Panel debates impact-fee levels
Tom Lotshaw | Hagadone News Network | UPDATED 11 years, 11 months AGO
Large proposed increases to Kalispell sewer impact fees are drawing opposition from two members of the city’s advisory Impact Fee Committee.
Chairman Chad Graham and Jason Mueller argued the increases would stifle growth and development in Kalispell. But they held off on making a formal recommendation against them because other committee members were not present.
“Increasing the fee $2,000 will have ripple effects you can’t imagine in the construction area,” Graham said at the committee’s Jan. 22 meeting.
Kalispell’s minimum sewer impact fee is set at $2,499 per equivalent residential unit and has not been adjusted for almost five years. A study by Morrison-Maierle finds much larger fees are needed if the city wants to pursue its mantra of “growth should pay for growth.”
Depending on the sewer extension projects Kalispell plugs into the fee’s calculation and whether a 2025 or 2035 planning horizon is used, the minimum fee could grow to $4,257, $5,527, $6,656 or even $9,153.
The lowest tier of proposed increases is based on a “skeleton list” of $8.1 million of committed extensions. Building those in means fees could raise money to help pay for the projects as they become needed because of growth.
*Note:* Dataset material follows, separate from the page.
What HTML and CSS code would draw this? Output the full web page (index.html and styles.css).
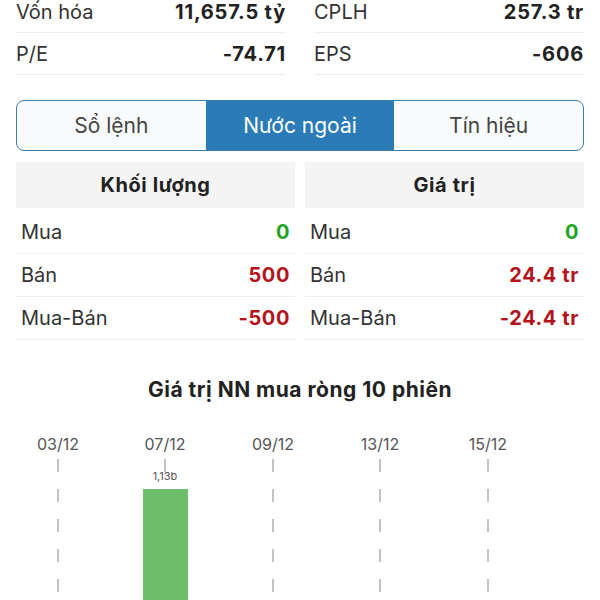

“These are improvements to the existing system, pieces of the system that if you want the city to be able to grow, these have to be done,” Morrison-Maierle engineer Paul Burnham told the impact fee committee.
Using a shorter 2025 planning horizon and plugging in another $6.7 million in uncommitted extensions results in the highest proposed increases. The uncommitted extensions are projects to expand the existing sewer system for future development.
Without impact fee money collected to help pay for those projects, costs would likely fall on developers to pay through things such as special improvement districts or latecomer agreements.
The $22 million wastewater treatment plant expansion Kalispell undertook in 2008 under threat of a moratorium on growth also is putting pressure on sewer impact fees.
Efforts to recoup the expansion’s cost from future growth makes up almost $2,200 of all four proposed fee adjustments. Fees could then raise money to help pay growth’s fair share of the $1 million annual bond payment Kalispell faces for the next 14 years.
Graham, who works in the construction industry, said Kalispell needs to keep a check on its impact fees, especially if the city wants to spur development in its railroad corridor and if Whitefish is looking to reduce or eliminate some of its impact fees to draw development there.
“If they’re trying to become a better place to do business and pull from us, we need to look at that and try to stay in the lead,” Graham said.
But a lack of impact fee money would leave Kalispell’s sewer rate payers and developers on the hook to pay for system expansions and upgrades that become needed for growth to occur. And the money will have to come from somewhere.
“The city could elect to issue bonds to pay for that improvement,” Burnham said about the sewer system extensions. “But now you’re shifting cost not onto the developer or growth, but to every citizen in the community.”
The same holds true for the treatment plant. Sewer customers already pay a disproportionate share of the debt service for its expansion, which boosted treatment capacity from 3.1 to 5.4 million gallons per day.
“Some of that is borne by impact fees, but only a portion,” Burnham said of that debt service payment. “The majority is borne by rate payers. Now the question for the council is do we want to saddle rate payers with more of that and not saddle development.”
Graham wanted to vote on a fee recommendation for the Kalispell City Council at last week’s meeting, but decided to wait for other committee members who were not present — Larry Sartain and council member Jeff Zauner — to attend this month.
Impact fee committee members recommend that Kalispell increase the minimum water impact fee 16 percent from $2,213 to $2,567, based on the findings of the study by Morrison-Maierle. That is now ready to go to the Kalispell City Council for consideration.
Kalispell also charges impact fees for its stormwater, police and fire services.
Fees total $6,357 for construction of a typical single-family home. They can total hundreds of thousands of dollars or more for larger projects.